=== Problem requirements ===
Look for "styles" in the listing below. Gather each line that contains it.

=== Exercise materials ===

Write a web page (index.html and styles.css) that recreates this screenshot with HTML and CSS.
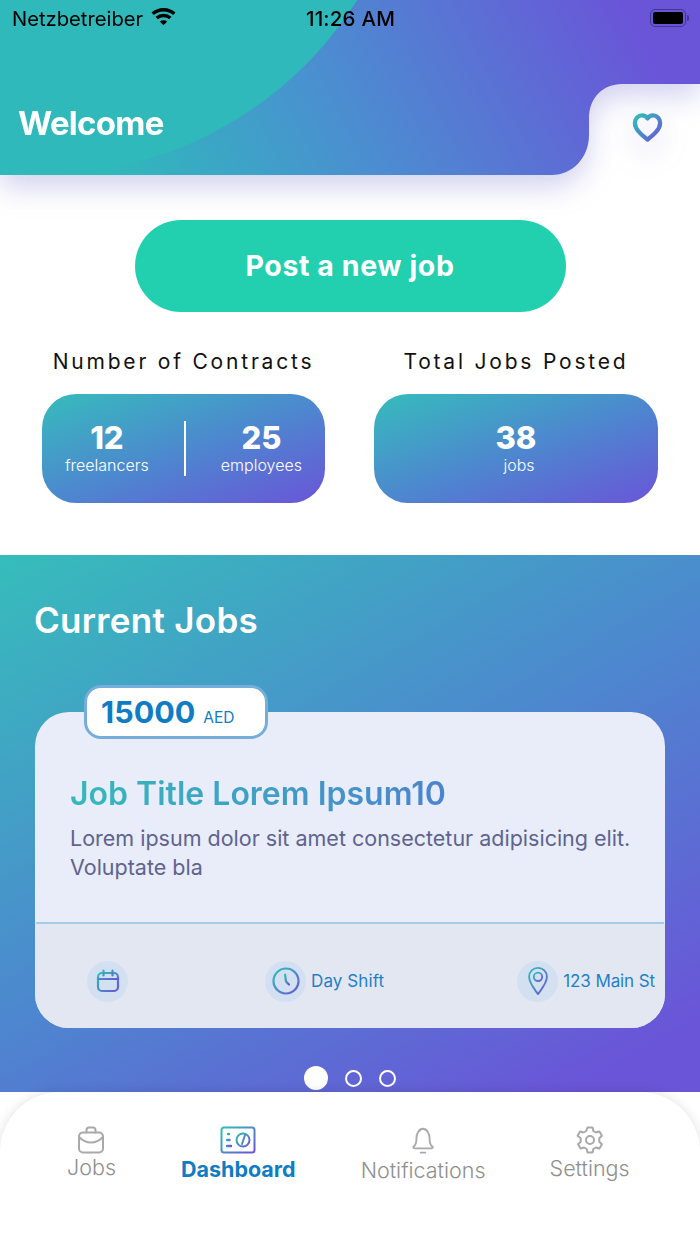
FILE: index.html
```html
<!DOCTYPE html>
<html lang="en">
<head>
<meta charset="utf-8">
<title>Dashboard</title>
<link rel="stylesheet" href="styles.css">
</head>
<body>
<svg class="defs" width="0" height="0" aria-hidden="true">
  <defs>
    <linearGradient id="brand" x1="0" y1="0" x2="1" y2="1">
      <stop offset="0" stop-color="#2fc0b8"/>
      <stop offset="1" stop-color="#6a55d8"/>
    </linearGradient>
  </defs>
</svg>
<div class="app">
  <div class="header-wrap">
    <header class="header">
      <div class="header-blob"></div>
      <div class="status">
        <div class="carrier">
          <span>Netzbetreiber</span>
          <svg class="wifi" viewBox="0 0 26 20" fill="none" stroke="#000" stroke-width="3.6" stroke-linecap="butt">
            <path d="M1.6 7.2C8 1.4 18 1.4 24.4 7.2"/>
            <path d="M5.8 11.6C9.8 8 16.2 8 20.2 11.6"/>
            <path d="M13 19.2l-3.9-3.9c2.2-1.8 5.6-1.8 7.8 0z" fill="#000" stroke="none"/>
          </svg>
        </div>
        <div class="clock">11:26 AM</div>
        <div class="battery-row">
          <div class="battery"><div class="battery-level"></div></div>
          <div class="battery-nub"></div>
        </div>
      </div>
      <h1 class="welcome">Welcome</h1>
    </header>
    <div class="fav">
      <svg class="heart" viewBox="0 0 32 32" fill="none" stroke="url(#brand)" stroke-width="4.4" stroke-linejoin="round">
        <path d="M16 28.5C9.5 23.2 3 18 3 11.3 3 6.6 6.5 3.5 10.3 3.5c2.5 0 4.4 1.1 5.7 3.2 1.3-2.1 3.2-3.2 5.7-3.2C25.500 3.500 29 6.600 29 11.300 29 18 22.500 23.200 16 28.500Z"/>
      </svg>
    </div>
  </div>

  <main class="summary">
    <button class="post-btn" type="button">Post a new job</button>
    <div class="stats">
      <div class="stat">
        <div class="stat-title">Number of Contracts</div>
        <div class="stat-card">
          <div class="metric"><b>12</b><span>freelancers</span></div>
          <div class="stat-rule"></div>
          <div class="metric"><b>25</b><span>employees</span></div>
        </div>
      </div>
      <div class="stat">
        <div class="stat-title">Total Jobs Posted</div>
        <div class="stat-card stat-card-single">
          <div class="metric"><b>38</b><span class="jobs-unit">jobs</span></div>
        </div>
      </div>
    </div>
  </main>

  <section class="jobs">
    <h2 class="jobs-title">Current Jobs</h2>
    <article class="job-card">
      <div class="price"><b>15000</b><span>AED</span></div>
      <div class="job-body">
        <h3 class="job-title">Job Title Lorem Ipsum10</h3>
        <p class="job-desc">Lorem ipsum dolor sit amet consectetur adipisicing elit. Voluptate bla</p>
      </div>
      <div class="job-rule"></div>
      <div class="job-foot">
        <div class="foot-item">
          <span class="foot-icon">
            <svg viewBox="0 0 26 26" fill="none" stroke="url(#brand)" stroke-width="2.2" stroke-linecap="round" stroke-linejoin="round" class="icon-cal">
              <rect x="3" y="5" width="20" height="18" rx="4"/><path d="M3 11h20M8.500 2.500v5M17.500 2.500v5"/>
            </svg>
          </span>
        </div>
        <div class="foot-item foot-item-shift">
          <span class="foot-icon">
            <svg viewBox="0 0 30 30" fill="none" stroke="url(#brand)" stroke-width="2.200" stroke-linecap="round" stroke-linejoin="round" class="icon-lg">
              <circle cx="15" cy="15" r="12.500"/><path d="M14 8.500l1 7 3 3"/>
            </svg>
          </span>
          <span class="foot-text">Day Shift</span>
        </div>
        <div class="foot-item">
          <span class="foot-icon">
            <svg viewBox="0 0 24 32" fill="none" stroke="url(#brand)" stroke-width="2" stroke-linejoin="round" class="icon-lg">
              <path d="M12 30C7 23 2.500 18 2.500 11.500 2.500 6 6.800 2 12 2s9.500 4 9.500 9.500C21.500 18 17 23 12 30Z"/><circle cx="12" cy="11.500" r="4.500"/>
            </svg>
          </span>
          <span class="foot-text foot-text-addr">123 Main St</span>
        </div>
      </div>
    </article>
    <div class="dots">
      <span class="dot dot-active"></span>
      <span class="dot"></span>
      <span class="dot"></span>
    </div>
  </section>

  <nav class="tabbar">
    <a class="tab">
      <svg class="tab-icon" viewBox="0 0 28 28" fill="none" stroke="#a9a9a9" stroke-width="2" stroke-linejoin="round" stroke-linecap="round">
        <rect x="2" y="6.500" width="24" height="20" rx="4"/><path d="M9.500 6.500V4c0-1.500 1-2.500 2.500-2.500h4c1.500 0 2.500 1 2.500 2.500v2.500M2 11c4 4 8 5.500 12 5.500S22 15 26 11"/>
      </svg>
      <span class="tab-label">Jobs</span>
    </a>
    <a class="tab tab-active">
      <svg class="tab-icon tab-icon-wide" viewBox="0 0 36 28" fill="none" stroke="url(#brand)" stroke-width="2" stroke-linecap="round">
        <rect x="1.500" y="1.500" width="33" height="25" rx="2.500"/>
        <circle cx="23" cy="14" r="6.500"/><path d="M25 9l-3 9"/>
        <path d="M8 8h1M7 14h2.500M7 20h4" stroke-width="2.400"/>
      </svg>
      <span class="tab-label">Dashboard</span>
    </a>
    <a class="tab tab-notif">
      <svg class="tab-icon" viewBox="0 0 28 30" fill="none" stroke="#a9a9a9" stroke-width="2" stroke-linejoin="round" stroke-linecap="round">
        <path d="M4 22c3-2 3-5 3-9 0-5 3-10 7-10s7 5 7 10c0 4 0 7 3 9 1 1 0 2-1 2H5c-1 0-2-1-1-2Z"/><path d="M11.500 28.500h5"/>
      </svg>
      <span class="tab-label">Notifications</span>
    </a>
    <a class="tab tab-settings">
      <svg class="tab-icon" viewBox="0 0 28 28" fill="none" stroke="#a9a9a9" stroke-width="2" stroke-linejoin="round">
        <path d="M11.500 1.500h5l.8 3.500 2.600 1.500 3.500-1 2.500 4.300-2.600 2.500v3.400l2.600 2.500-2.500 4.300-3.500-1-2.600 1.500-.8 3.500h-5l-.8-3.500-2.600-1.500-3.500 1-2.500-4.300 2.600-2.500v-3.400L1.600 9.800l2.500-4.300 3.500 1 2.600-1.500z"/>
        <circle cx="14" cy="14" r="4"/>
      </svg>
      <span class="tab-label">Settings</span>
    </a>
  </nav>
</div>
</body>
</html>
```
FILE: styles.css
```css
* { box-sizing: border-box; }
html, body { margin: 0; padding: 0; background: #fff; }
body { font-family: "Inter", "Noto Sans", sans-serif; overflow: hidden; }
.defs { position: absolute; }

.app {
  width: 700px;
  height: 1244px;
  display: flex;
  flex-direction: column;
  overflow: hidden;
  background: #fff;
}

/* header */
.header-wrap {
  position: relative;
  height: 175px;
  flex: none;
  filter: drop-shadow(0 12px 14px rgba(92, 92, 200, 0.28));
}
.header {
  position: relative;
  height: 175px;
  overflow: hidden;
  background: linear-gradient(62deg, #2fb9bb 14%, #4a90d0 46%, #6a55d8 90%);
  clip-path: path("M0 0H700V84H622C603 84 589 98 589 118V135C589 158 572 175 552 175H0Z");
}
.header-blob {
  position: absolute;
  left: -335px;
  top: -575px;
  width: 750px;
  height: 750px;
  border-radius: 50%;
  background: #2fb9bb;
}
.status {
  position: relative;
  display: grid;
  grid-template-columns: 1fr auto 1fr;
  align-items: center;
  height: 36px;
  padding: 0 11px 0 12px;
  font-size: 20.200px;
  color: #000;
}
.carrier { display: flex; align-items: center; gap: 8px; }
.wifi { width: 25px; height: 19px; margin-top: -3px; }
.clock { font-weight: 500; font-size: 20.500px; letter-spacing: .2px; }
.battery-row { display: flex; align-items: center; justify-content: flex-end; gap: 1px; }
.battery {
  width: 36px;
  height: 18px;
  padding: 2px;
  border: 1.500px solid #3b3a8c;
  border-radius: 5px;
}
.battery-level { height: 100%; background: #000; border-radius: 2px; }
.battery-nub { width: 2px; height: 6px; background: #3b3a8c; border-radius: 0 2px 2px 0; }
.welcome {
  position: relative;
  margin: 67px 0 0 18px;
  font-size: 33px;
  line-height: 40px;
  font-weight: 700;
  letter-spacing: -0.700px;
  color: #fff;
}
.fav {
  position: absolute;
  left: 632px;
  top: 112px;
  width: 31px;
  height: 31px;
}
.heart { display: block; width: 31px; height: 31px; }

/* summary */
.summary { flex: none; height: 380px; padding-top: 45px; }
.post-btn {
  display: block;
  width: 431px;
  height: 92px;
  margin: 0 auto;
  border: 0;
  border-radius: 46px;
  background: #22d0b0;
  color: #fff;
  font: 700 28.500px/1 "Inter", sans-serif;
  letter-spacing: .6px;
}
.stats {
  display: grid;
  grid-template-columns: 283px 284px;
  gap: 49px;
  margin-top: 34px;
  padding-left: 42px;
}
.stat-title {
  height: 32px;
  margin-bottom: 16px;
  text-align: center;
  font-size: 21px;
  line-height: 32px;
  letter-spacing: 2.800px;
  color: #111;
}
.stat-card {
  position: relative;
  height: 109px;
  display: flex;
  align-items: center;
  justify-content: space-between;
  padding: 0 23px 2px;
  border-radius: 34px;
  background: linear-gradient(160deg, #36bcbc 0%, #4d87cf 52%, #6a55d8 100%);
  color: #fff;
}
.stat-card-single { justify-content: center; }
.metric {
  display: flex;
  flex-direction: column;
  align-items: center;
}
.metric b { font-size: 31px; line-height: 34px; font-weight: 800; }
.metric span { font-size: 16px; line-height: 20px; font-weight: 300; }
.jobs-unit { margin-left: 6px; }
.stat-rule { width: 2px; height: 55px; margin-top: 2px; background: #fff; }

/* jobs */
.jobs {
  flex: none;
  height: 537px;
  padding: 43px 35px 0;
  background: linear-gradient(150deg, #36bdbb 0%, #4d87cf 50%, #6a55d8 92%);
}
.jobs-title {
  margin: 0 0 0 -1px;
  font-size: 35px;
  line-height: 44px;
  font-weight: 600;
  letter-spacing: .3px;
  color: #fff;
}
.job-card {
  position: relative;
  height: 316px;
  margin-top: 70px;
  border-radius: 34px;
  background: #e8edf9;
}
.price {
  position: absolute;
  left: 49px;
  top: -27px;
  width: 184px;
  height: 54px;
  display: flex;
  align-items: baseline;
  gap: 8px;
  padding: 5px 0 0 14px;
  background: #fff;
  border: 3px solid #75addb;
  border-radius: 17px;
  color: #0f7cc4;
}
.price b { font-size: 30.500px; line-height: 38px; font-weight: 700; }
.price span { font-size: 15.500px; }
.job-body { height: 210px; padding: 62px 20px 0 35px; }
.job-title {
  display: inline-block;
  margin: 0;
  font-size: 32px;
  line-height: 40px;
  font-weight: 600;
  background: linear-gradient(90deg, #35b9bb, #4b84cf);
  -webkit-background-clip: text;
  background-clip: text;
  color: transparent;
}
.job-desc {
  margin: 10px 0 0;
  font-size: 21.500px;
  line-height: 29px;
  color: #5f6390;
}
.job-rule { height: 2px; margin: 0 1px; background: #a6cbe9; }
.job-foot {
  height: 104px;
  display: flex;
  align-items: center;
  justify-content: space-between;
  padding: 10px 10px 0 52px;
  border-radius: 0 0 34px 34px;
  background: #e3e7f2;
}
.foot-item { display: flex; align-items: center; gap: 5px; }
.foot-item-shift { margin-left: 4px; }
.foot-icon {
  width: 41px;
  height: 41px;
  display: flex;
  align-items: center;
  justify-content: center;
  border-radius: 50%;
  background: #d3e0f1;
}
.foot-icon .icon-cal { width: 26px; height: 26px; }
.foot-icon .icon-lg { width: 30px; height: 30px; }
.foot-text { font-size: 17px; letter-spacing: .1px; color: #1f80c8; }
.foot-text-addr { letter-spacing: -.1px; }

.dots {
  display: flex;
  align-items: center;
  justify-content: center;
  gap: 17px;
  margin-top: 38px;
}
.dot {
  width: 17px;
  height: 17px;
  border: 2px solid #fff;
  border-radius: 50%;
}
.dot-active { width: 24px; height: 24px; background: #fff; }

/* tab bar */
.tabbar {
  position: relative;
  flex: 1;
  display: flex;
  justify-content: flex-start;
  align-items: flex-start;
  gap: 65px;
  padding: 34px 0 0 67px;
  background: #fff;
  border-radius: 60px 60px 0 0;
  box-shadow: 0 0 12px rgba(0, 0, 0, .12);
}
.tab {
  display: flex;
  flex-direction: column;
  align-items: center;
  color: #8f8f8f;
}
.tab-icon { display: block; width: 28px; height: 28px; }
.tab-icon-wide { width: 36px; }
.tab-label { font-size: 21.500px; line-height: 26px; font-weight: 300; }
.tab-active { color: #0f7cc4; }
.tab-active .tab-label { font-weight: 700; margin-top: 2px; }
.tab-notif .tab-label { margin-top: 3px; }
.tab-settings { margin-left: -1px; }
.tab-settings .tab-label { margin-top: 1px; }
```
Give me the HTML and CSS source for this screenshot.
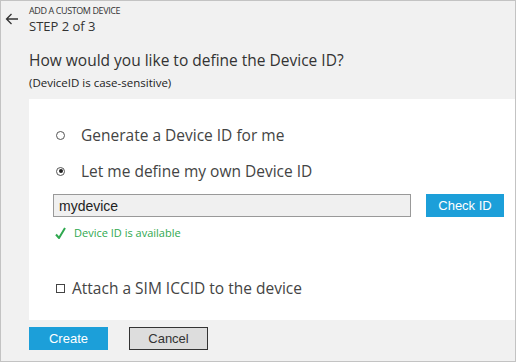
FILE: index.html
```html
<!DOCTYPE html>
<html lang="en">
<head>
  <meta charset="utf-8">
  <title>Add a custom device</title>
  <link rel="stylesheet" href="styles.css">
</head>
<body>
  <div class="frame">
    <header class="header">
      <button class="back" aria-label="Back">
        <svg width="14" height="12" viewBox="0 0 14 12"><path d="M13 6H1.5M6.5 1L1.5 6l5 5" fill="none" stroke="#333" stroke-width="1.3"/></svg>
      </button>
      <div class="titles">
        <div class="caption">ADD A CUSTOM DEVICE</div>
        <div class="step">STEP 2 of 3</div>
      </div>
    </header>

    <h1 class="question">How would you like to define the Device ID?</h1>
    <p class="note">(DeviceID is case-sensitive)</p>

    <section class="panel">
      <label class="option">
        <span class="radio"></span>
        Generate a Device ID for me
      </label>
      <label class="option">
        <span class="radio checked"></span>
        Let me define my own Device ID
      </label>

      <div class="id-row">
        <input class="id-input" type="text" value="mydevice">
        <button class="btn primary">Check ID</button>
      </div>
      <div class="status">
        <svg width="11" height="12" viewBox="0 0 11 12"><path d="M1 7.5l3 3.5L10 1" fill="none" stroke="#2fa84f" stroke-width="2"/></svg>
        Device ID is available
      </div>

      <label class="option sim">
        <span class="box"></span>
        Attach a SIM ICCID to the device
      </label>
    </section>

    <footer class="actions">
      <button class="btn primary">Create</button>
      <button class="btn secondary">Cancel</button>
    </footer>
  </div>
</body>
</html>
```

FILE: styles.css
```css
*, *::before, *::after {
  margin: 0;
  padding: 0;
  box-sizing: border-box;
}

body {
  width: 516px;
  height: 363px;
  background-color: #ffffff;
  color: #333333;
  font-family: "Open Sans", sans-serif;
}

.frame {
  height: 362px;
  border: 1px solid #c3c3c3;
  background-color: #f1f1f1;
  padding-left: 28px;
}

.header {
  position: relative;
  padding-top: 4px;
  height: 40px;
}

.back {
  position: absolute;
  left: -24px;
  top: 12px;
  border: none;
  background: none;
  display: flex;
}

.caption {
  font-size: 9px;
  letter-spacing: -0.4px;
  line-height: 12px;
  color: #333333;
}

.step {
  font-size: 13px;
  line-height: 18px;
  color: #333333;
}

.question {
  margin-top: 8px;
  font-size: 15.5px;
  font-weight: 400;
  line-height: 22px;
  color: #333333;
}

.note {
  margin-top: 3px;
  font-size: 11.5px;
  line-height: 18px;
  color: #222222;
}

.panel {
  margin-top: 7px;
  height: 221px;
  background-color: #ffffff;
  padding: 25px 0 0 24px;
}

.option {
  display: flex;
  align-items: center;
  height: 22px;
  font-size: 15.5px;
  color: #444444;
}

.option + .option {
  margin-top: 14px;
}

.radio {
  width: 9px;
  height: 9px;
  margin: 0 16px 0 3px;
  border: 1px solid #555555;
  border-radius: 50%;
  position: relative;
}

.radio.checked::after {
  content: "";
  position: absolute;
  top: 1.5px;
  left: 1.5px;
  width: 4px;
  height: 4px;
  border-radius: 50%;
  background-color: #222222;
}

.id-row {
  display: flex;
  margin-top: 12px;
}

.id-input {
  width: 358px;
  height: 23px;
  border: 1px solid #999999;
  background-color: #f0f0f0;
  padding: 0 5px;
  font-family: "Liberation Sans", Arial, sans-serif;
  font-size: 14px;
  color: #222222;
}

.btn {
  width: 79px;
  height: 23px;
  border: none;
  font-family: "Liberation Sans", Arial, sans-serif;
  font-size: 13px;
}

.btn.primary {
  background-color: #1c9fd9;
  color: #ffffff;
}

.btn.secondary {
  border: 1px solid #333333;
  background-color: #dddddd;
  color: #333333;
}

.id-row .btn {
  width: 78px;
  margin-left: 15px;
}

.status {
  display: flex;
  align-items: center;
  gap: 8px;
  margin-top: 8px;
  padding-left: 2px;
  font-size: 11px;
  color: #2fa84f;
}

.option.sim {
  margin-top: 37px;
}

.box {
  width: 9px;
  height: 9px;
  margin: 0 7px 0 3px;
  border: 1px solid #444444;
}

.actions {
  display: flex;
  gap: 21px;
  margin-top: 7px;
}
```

=== Answer to the problem ===
Write a web page (index.html and styles.css) that recreates this screenshot with HTML and CSS.
<link rel="stylesheet" href="styles.css">
FILE: styles.css
  <link rel="stylesheet" href="styles.css">
FILE: styles.css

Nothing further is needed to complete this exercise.